Updated

Opponents of Iraqi President Saddam Hussein are laying the groundwork for trying him on war crimes changes once a "free Iraq" is established, administration officials said Monday.

The administration endorsed the plan and provided funding for a recent seminar of anti-Saddam Iraqi legal experts who last month in Italy to discuss the issue.

The Iraqis weighed plans not only to try Saddam but dozens of other colleagues, including Ali Hassan Majid, nicknamed "Chemical Ali" for his role in a 1987-88 campaign in which chemical weapons were used to kill tens of thousands of Kurds in northern Iraq.

The administration's support for the war crimes initiative was first disclosed by the Los Angeles Times.

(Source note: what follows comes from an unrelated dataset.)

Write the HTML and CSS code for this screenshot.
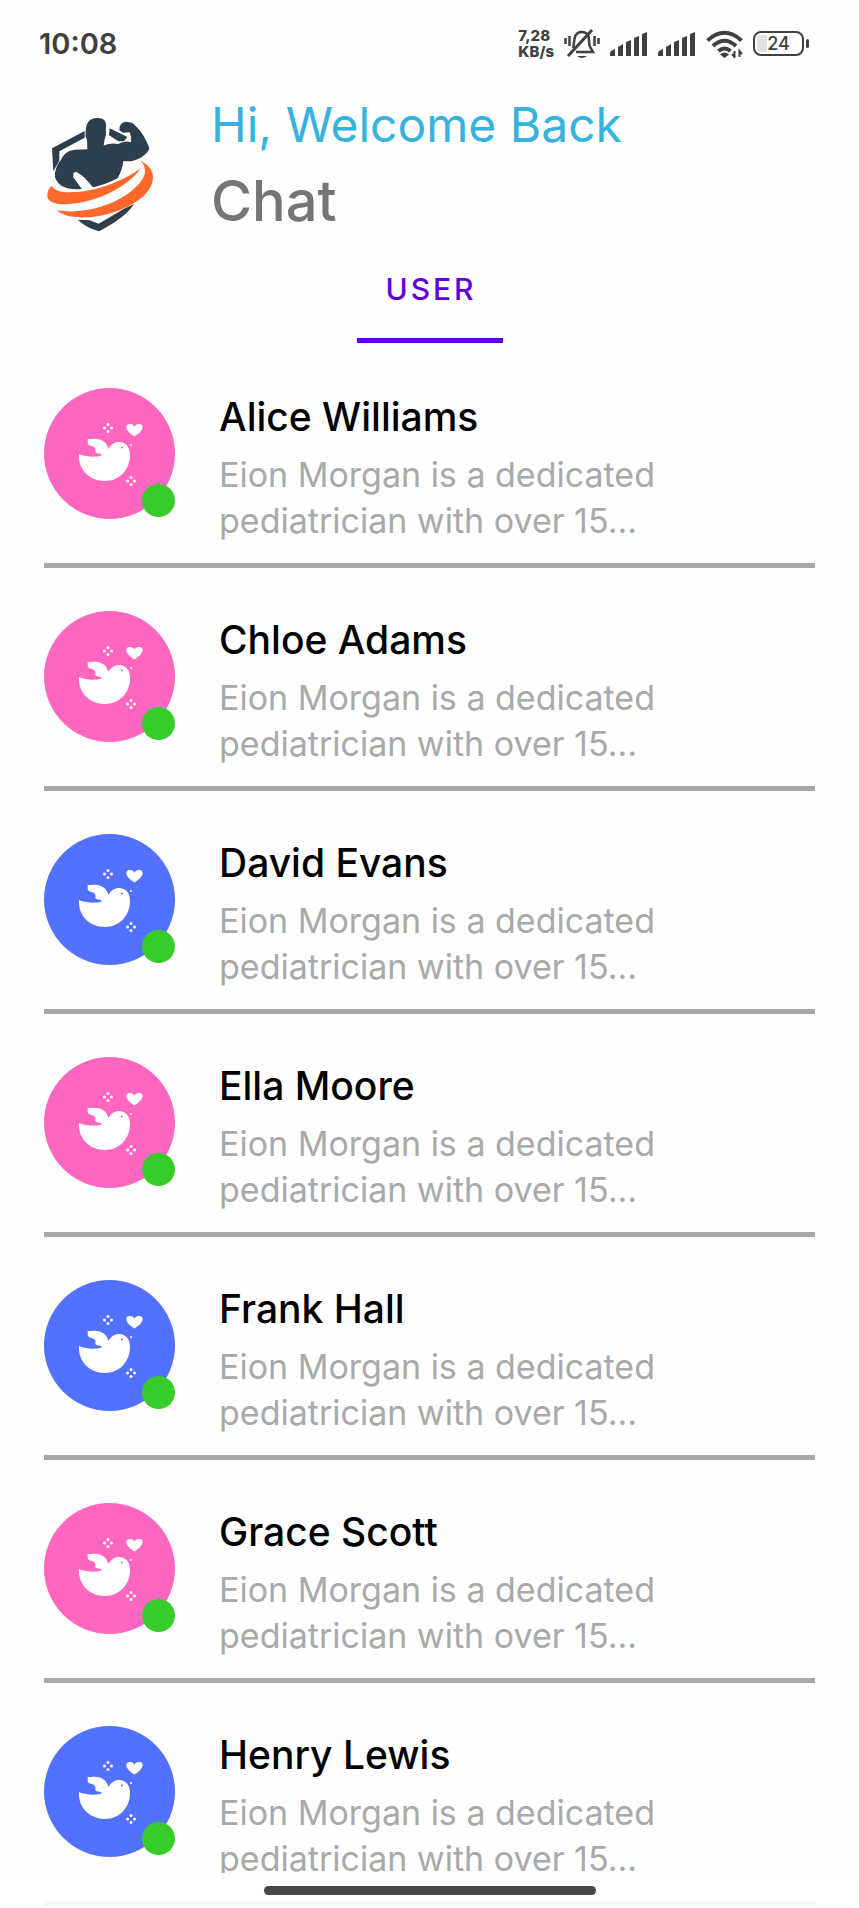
FILE: index.html
```html
<!DOCTYPE html>
<html lang="en">
<head>
<meta charset="utf-8">
<meta name="viewport" content="width=device-width, initial-scale=1">
<title>Chat</title>
<link rel="stylesheet" href="styles.css">
</head>
<body>
<svg class="defs" aria-hidden="true">
  <symbol id="dove" viewBox="0 0 131 131">
    <path fill="#fff" d="M35 66C42 69 52 69.500 57.500 67.500C58.500 65.500 55 66 52.500 65C50 64 52.500 62 51 60C49.500 57.500 45.500 58.500 44 56C43 54 44.500 53.500 43.500 52C43.500 50.500 45 51 47 51C57 49.500 62.500 54 64.500 61C67 55.500 72 53.500 76 54C83 55 86 60 86 67C86 82 75 93 61 93C46 93 34 82 35 66Z"/>
    <circle cx="78" cy="59.500" r="1" fill="currentColor"/>
    <circle cx="87" cy="57" r="1" fill="#fff"/>
    <path fill="#fff" d="M90.500 48.500C80 42 81 36 86 36C88.500 36 90.500 37.500 90.500 39C90.500 37.500 92.500 36 95 36C100 36 101 42 90.500 48.500Z"/>
    <g fill="#fff">
      <circle cx="64" cy="36.500" r="1.500"/><circle cx="64" cy="43.500" r="1.500"/><circle cx="60.500" cy="40" r="1.500"/><circle cx="67.500" cy="40" r="1.500"/>
      <circle cx="87" cy="89.500" r="1.500"/><circle cx="87" cy="96.500" r="1.500"/><circle cx="83.500" cy="93" r="1.500"/><circle cx="90.500" cy="93" r="1.500"/>
    </g>
  </symbol>
  <symbol id="signal" viewBox="0 0 38 26">
    <path fill="#404040" d="M0 25V22Q0 20 5 18V25ZM8 25V16L13 13V25ZM16 25V11L21 9V25ZM24 25V7L29 5V25ZM32 25V3L37 1V25Z"/>
  </symbol>
</svg>

<div class="status">
  <time class="clock">10:08</time>
  <div class="indicators">
    <div class="speed"><span>7,28</span><span>KB/s</span></div>
    <svg class="bell" viewBox="0 0 36 32" aria-label="Muted">
      <g fill="none" stroke="#404040" stroke-width="2.500">
        <path d="M9 20C11 16 8 4 18 4C23 4 25 8 25 12C25 18 26 19 29 24H12"/>
        <path d="M4 28L28 2" stroke-width="3"/>
        <path d="M1.500 10V16M5.500 8V18M30.500 8V18M34.500 10V16"/>
      </g>
      <path fill="#404040" d="M13 28H23Q18 32 13 28Z"/>
    </svg>
    <svg class="signal" aria-label="SIM 1"><use href="#signal"/></svg>
    <svg class="signal" aria-label="SIM 2"><use href="#signal"/></svg>
    <svg class="wifi" viewBox="0 0 37 28" aria-label="Wi-Fi">
      <g fill="none" stroke="#404040" stroke-width="4">
        <path d="M1.500 10.500Q18.500-5 35.500 10.500"/>
        <path d="M7 16Q18.500 5.500 30 16"/>
        <path d="M12.500 21Q18.500 16 24.500 21" />
        <path stroke-width="2" d="M28.500 21V27L26 24M33.500 27V21L36 24"/>
      </g>
      <path fill="#404040" d="M14 24.500Q18.500 20.500 23 24.500L18.500 28Z"/>
    </svg>
    <div class="battery"><span class="cell">24</span></div>
  </div>
</div>

<header class="header">
  <svg class="logo" viewBox="0 0 420 420" aria-label="Fitness logo">
    <g fill="#2d3e4d">
      <path d="M66 145L164 93V113L88 154V182L70 214Z"/>
      <path d="M239 85L292 111L282 124H265L237 106Z"/>
      <path d="M143 359L179 361L206 371L282 326L312 312Q290 350 207 394Q170 384 143 359Z"/>
      <path d="M172 148L171 119Q164 108 167 95Q168 55 200 54Q235 52 227 90Q231 101 224 117L221 137Q240 128 264 132Q285 120 303 127Q306 111 299 97L279 98L268 91Q267 69 287 65L306 68L321 82Q342 103 358 144Q357 155 337 170Q308 188 280 183Q278 207 263 235Q220 257 180 264Q178 236 138 215Q127 222 133 235L156 267Q90 274 75 232Q73 203 92 181Q104 152 134 149Z"/>
    </g>
    <path fill="#fff" d="M131 217Q164 229 190 263L158 269L130 232Z"/>
    <g fill="#ff682b">
      <path d="M65 257C77 289 178 278 245 251Q300 230 333 204Q304 247 231 283C142 322 47 323 52 284Q52 269 65 257Z"/>
      <path d="M330 181Q378 207 367 246C354 305 243 352 166 352Q104 354 80 331C155 344 243 319 296 280Q348 239 345 211Q343 192 330 181Z"/>
    </g>
  </svg>
  <div class="titles">
    <p class="greeting">Hi, Welcome Back</p>
    <h1 class="page-title">Chat</h1>
  </div>
</header>

<nav class="tabs"><button class="tab" type="button">USER</button></nav>

<main>
<ul class="chats">
  <li class="chat"><div class="avatar pink"><svg class="dove"><use href="#dove"/></svg><span class="online"></span></div><div class="info"><h2 class="name">Alice Williams</h2><p class="bio">Eion Morgan is a dedicated pediatrician with over 15...</p></div></li>
  <li class="chat"><div class="avatar pink"><svg class="dove"><use href="#dove"/></svg><span class="online"></span></div><div class="info"><h2 class="name">Chloe Adams</h2><p class="bio">Eion Morgan is a dedicated pediatrician with over 15...</p></div></li>
  <li class="chat"><div class="avatar blue"><svg class="dove"><use href="#dove"/></svg><span class="online"></span></div><div class="info"><h2 class="name">David Evans</h2><p class="bio">Eion Morgan is a dedicated pediatrician with over 15...</p></div></li>
  <li class="chat"><div class="avatar pink"><svg class="dove"><use href="#dove"/></svg><span class="online"></span></div><div class="info"><h2 class="name">Ella Moore</h2><p class="bio">Eion Morgan is a dedicated pediatrician with over 15...</p></div></li>
  <li class="chat"><div class="avatar blue"><svg class="dove"><use href="#dove"/></svg><span class="online"></span></div><div class="info"><h2 class="name">Frank Hall</h2><p class="bio">Eion Morgan is a dedicated pediatrician with over 15...</p></div></li>
  <li class="chat"><div class="avatar pink"><svg class="dove"><use href="#dove"/></svg><span class="online"></span></div><div class="info"><h2 class="name">Grace Scott</h2><p class="bio">Eion Morgan is a dedicated pediatrician with over 15...</p></div></li>
  <li class="chat"><div class="avatar blue"><svg class="dove"><use href="#dove"/></svg><span class="online"></span></div><div class="info"><h2 class="name">Henry Lewis</h2><p class="bio">Eion Morgan is a dedicated pediatrician with over 15...</p></div></li>
</ul>
</main>
<div class="home-bar"><span class="handle"></span></div>
</body>
</html>
```
FILE: styles.css
```css
* { box-sizing: border-box; margin: 0; padding: 0; }
body { background: #fefefe; font-family: Inter, "Liberation Sans", sans-serif; color: #000; }
.defs { position: absolute; width: 0; height: 0; }

.status { display: flex; align-items: center; justify-content: space-between; height: 87px; padding: 0 50px 0 39px; color: #404040; }
.clock { font-size: 29px; font-weight: 600; line-height: 32px; }
.indicators { display: flex; align-items: center; gap: 10px; }
.speed { display: flex; flex-direction: column; font-size: 15px; font-weight: 800; line-height: 16px; }
.bell { width: 36px; height: 32px; }
.signal { width: 38px; height: 26px; }
.wifi { width: 37px; height: 28px; }
.battery { display: flex; align-items: center; gap: 2px; }
.battery::after { content: ""; width: 3px; height: 9px; border-radius: 2px; background: #404040; }
.cell { width: 51px; height: 25px; border: 2px solid #404040; border-radius: 8px; background: linear-gradient(90deg, #e2e2e2 10px, transparent 10px) content-box; padding: 2px; font-size: 18px; font-weight: 500; line-height: 17px; text-align: center; }

.header { display: flex; align-items: flex-start; gap: 41px; padding: 0 30px; }
.logo { width: 140px; height: 140px; margin-top: 13px; }
.titles { color: #757575; }
.greeting { font-size: 48px; line-height: 76px; color: #35b2dd; }
.page-title { font-size: 56px; font-weight: 500; line-height: 76px; }

.tabs { display: flex; justify-content: center; margin-top: 3px; }
.tab { height: 100px; width: 146px; padding: 0 0 3px 3px; border: 0; border-bottom: 5px solid #5f00e0; background: none; color: #5f00e0; font-family: inherit; font-size: 30px; font-weight: 500; letter-spacing: 3px; }

.chats { list-style: none; padding: 2px 44px 0; }
.chat { display: flex; align-items: flex-start; gap: 44px; padding: 43px 0 19px; border-bottom: 5px solid #a8a8a8; }
.avatar { position: relative; flex: none; width: 131px; height: 131px; border-radius: 50%; }
.pink { background: #ff66c0; color: #ff66c0; }
.blue { background: #5271ff; color: #5271ff; }
.dove { display: block; width: 131px; height: 131px; }
.online { position: absolute; right: 0; bottom: 2px; width: 33px; height: 33px; border-radius: 50%; background: #38cc2b; }
.info { max-width: 480px; padding-top: 5px; }
.name { font-size: 39px; font-weight: 500; line-height: 48px; margin-bottom: 11px; }
.bio { font-size: 34px; line-height: 46px; color: #a9a9a9; }

.home-bar { position: fixed; left: 0; right: 0; bottom: 0; display: flex; justify-content: center; height: 35px; padding-top: 13px; background: rgba(255, 255, 255, 0.9); }
.handle { width: 332px; height: 9px; border-radius: 5px; background: #474747; }
```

The Italy deliberations were part of a series of State Department meetings on life in the post-Saddam era. The goal is to make the transition as smooth as possible.

U.S. officials, asking not to be identified, acknowledged there is doubt that Saddam would ever be brought to trial because there are no assurances he would captured alive or that President Bush will order military action against his regime.

A month ago, David Scheffer, a former Clinton administration adviser on war crimes issues, said he waged an often lonely campaign to compile the criminal records against the Iraqi regime and to seek indictments of Saddam and other Iraqi officials.

Scheffer, writing in The Washington Post, said that shortly before President Clinton left office, a government investigative team had amassed millions of pages of documents.

"Yet no Iraqi official has ever been indicted for some of the worst crimes of the 20th century," Scheffer wrote.

He said his efforts to obtain U.N. Security Council approval for an ad hoc international criminal tribunal encountered "one obstacle after another in foreign capitals, in New York and even within the Clinton administration."